I don't think your implications are the right way to think about this kind of operational definition. Rather, we should consider this as the way physicists talk about the local data attached to various geometric objects over spacetime.
In differential geometry, we have the general notion of a fiber bundle $\pi : B\to M$ over a manifold $M$. Almost all objects we usually talk about live "in" such bundles - they're sections of them or structures on them.
For such bundles, we have that $\pi^{-1}(x)\cong F$ for whatever the fiber $F$ is - a vector space, a space of tensors, etc. While globally $B$ carries generally more structure than just attaching a copy of $F$ to every point in $M$, locally there exist trivializations of these bundles: A cover of $M$ by open sets $U_i\subset M$ for which $\pi^{-1}(U_i) \cong U_i\times F$, i.e. if you only look at one of the $U_i$, the bundle is just attaching a copy of $F$ to every point in $U_i$ in the straightforward way.

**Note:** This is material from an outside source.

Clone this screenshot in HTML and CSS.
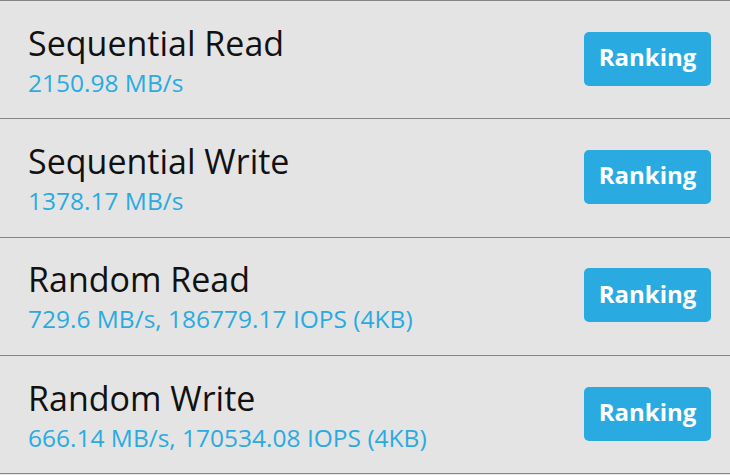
FILE: index.html
```html
<!DOCTYPE html>
<html lang="en">
<head>
    <meta charset="UTF-8">
    <meta name="viewport" content="width=device-width, initial-scale=1.0">
    <title>Benchmark Results</title>
    <link rel="stylesheet" href="styles.css">
</head>
<body>
    <ul class="results">
        <li class="result">
            <div class="result-info">
                <div class="result-name">Sequential Read</div>
                <div class="result-value">2150.98 MB/s</div>
            </div>
            <button class="ranking-btn">Ranking</button>
        </li>
        <li class="result">
            <div class="result-info">
                <div class="result-name">Sequential Write</div>
                <div class="result-value">1378.17 MB/s</div>
            </div>
            <button class="ranking-btn">Ranking</button>
        </li>
        <li class="result">
            <div class="result-info">
                <div class="result-name">Random Read</div>
                <div class="result-value">729.6 MB/s, 186779.17 IOPS (4KB)</div>
            </div>
            <button class="ranking-btn">Ranking</button>
        </li>
        <li class="result">
            <div class="result-info">
                <div class="result-name">Random Write</div>
                <div class="result-value">666.14 MB/s, 170534.08 IOPS (4KB)</div>
            </div>
            <button class="ranking-btn">Ranking</button>
        </li>
    </ul>
</body>
</html>
```

FILE: styles.css
```css
:root {
    --bg-color: #e4e4e4;
    --line-color: #858585;
    --accent-color: #29abe2;
    --text-color: #111;
}

body {
    margin: 0;
    background-color: var(--bg-color);
    font-family: 'Open Sans', 'DejaVu Sans', sans-serif;
    color: var(--text-color);
}

.results {
    list-style: none;
    margin: 0;
    padding: 0;
    border-top: 1.5px solid var(--line-color);
}

.result {
    display: flex;
    align-items: center;
    justify-content: space-between;
    height: 118.3px;
    padding: 2px 19px 0 28px;
    border-bottom: 1.5px solid var(--line-color);
    box-sizing: border-box;
}

.result-name {
    font-size: 34px;
    line-height: 40px;
}

.result-value {
    font-size: 24.5px;
    line-height: 32px;
    margin-top: 4px;
    color: var(--accent-color);
}

.ranking-btn {
    width: 127px;
    height: 54px;
    margin-bottom: 4px;
    border: none;
    border-radius: 5px;
    background-color: var(--accent-color);
    color: white;
    font-family: inherit;
    font-size: 24px;
    font-weight: bold;
    padding: 0 0 4px;
    cursor: pointer;
}
```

Those trivializations come with transition functions $t_{ij} : U_i\cap U_j \to \mathrm{GL}(F)$, where by $\mathrm{GL}$ I mean the appropriate set of invertible structure-preserving transformations of the fiber, e.g. the linear invertible transformations of a vector space when $F$ is a vector space. These functions carry the information about the global structure of $M$ and $B$ - they tell us how to glue together $B$ again from this local data: For any $x\in U_i\cap U_j$, we should consider $(x,f)\in U_i\times F$ and $(x,t_{ij}(x)f)\in U_j\times F$ to be the same thing.
This procedure can be reversed (and is sometimes known as the "cocycle construction" of bundles): We can start with a bunch of $U_i$, attach our desired fiber $F$ to them, specify a bunch of $t_{ij}$, then define $B$ to be the disjoint union $\bigsqcup_i U_i\times F$ quotiented by the relation $$(x_i,f_i)\sim (x_j, f_j) \iff x_i = x_j \quad \land \quad f_i = t_{ij}(x_j)f_j.$$
Now I claim that the specification of the $t_{ij}$ is equivalent to what the physicists are doing when they define objects by their transformation behaviour: When we say that "a vector" $v^\mu$ transforms like $v^\mu \mapsto J^\mu_\nu v^\nu$ under "coordinate transformations", where $J$ is the Jacobian of the transformation, in this language what we mean is that we're building a vector bundle with fiber $\mathbb{R}^n$ - the tuples of numbers $v^\mu$ - by specifying that when $U_i$ and $U_j$ are two different coordinate charts, and $\phi_{ij} : U_i\cap U_j \to U_i \cap U_j$ is the coordinate transformation between them, then the transition function between $U_i\times \mathbb{R}^n$ and $U_j\times \mathbb{R}^n$ is given by the Jacobian of $\phi_{ij}$, $J(\phi_{ij}) : U_i\cap U_j \mapsto \mathrm{GL}(\mathbb{R}^n)$.
This generalizes straightforwardly to tensors (building bundles with fibers $\mathbb{R}^n\otimes\dots\otimes \mathbb{R}^n\cong \mathbb{R}^{n^m}$), gauge fields/connections (fiber is the Lie algebra of the gauge group, the transition functions are the behaviour under local gauge transformations), etc.
Statements like "the difference of two connections is a tensor" just means examining the way the difference of two connections is acted on by the transition functions - it turns out the "non-tensorial" part of the gauge transformation drops out of the difference, since it is independent of the specific value of the connections, and so this lives naturally in the bundle we defined with the tensorial transition functions.